[Provided material]:

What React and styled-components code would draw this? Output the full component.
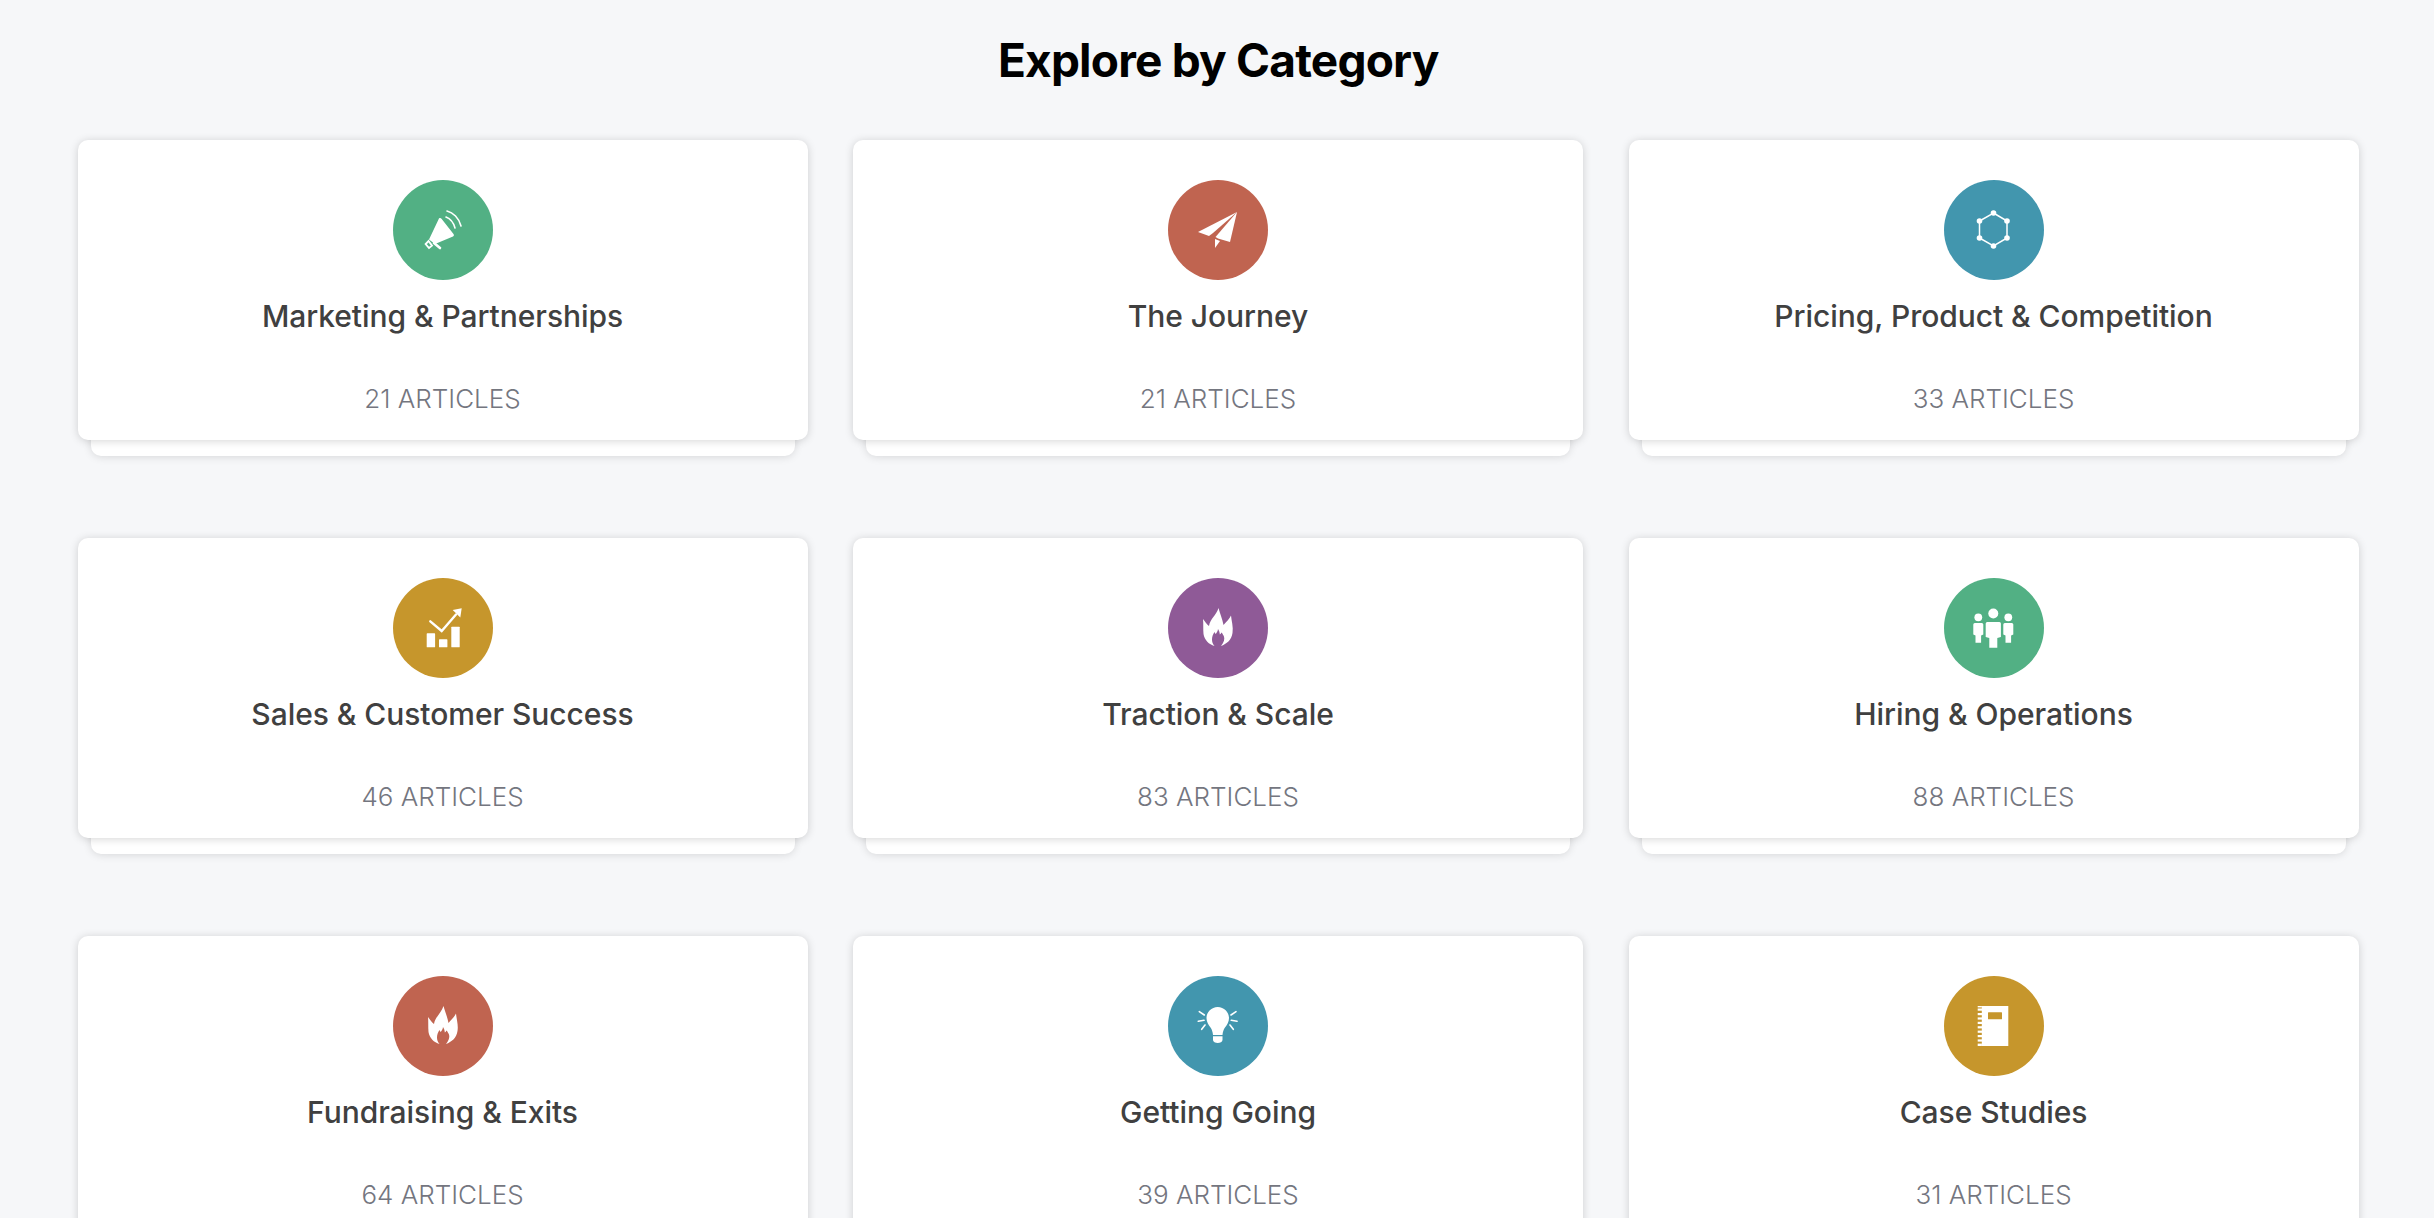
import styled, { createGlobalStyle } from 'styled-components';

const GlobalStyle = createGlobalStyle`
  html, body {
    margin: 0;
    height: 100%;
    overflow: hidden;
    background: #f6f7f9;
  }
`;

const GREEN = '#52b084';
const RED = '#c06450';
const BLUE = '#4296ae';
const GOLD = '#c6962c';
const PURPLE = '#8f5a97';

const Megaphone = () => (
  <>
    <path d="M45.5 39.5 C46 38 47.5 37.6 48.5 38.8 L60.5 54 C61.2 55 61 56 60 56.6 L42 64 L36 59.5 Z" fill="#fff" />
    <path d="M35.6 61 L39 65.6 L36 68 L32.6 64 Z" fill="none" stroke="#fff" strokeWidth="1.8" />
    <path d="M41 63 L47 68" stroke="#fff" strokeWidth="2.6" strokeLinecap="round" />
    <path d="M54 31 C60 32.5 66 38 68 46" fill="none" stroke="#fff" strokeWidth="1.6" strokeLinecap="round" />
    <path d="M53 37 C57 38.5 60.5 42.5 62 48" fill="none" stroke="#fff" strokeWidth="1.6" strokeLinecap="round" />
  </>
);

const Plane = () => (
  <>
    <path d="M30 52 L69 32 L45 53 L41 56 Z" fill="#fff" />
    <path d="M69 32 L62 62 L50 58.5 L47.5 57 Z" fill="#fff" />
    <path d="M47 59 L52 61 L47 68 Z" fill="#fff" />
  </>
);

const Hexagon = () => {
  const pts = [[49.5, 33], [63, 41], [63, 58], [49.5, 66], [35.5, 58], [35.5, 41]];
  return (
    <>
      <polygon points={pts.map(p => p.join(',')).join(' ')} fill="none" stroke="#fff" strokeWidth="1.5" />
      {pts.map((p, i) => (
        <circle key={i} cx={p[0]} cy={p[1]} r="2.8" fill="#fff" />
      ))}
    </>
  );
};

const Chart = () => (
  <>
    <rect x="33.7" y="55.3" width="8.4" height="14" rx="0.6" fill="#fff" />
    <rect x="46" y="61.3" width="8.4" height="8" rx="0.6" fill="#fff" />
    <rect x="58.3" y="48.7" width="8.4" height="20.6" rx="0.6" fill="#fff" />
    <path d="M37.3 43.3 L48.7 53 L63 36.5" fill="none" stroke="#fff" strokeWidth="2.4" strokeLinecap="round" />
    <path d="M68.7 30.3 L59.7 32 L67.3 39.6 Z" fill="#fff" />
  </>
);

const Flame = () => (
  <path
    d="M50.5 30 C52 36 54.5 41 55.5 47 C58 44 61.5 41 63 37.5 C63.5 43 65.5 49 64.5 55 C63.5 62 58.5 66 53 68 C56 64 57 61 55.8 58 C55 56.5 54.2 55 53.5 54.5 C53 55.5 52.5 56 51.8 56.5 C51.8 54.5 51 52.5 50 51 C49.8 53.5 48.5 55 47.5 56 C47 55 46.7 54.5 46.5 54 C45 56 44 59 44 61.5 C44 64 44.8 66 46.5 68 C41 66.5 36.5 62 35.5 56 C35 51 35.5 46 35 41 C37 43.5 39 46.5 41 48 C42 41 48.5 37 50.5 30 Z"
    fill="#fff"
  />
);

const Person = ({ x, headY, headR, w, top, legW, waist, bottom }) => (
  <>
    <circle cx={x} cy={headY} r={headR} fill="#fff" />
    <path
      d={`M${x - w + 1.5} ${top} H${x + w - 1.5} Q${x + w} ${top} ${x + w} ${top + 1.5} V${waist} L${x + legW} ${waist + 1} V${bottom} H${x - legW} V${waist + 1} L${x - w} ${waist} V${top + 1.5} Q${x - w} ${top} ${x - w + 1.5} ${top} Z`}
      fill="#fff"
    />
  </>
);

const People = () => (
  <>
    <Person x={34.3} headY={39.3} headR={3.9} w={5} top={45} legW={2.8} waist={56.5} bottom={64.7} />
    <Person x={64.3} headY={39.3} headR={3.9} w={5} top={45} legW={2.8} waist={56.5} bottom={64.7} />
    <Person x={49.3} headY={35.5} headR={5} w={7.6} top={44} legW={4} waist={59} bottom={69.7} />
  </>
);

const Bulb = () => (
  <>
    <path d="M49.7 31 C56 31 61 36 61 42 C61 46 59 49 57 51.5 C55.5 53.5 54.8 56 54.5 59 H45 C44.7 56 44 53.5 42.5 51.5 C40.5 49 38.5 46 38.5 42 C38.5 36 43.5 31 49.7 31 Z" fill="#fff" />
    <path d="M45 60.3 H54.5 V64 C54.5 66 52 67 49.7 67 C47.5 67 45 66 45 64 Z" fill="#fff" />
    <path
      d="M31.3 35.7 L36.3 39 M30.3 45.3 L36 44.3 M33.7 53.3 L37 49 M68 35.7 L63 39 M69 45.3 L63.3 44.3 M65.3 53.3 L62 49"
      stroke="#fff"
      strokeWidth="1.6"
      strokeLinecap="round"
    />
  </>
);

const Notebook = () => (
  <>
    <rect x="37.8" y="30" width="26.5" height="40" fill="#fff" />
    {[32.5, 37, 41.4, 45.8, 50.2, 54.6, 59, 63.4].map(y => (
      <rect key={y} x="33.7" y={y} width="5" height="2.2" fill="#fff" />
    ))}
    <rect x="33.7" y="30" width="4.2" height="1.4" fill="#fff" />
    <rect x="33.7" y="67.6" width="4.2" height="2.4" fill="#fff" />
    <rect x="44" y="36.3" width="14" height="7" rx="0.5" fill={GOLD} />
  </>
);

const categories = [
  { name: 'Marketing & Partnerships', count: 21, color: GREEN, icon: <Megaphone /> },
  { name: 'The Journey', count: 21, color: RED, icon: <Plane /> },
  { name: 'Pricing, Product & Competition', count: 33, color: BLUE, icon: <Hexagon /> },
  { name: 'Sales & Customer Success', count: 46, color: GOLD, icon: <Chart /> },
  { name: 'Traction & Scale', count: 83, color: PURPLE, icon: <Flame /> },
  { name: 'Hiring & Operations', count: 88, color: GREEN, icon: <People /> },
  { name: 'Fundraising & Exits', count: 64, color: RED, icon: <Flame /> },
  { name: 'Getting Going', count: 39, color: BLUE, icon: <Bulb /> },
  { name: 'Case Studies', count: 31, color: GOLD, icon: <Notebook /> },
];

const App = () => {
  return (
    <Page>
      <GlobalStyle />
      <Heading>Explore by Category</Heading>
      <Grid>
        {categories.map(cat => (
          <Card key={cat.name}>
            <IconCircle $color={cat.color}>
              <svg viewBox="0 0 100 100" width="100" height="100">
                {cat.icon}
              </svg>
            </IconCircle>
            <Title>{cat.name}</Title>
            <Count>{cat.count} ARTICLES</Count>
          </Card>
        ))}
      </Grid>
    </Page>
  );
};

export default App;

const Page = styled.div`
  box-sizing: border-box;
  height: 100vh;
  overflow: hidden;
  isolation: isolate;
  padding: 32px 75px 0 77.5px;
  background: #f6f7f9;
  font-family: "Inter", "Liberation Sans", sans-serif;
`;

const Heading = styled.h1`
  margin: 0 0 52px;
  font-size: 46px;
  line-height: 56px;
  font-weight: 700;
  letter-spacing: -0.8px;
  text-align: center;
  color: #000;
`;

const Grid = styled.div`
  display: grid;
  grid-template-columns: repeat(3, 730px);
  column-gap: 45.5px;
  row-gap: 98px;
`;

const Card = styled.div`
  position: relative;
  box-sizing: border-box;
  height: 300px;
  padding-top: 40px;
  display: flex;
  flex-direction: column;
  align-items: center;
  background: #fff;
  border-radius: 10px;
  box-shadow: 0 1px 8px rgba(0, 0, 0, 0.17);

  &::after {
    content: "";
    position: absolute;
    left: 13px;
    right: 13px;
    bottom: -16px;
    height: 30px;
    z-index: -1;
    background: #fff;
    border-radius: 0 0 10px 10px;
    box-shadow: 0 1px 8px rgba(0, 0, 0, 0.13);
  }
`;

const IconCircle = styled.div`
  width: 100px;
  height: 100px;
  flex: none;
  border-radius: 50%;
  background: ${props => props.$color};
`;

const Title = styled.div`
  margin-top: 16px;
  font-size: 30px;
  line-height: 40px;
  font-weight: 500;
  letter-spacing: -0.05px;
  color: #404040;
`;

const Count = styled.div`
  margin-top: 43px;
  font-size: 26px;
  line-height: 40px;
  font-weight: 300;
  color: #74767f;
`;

[Task instructions]: Pick out and copy the lines of the material that include the word "styled".

[Reply]:
What React and styled-components code would draw this? Output the full component.
import styled, { createGlobalStyle } from 'styled-components';
const Page = styled.div`
const Heading = styled.h1`
const Grid = styled.div`
const Card = styled.div`
const IconCircle = styled.div`
const Title = styled.div`
const Count = styled.div`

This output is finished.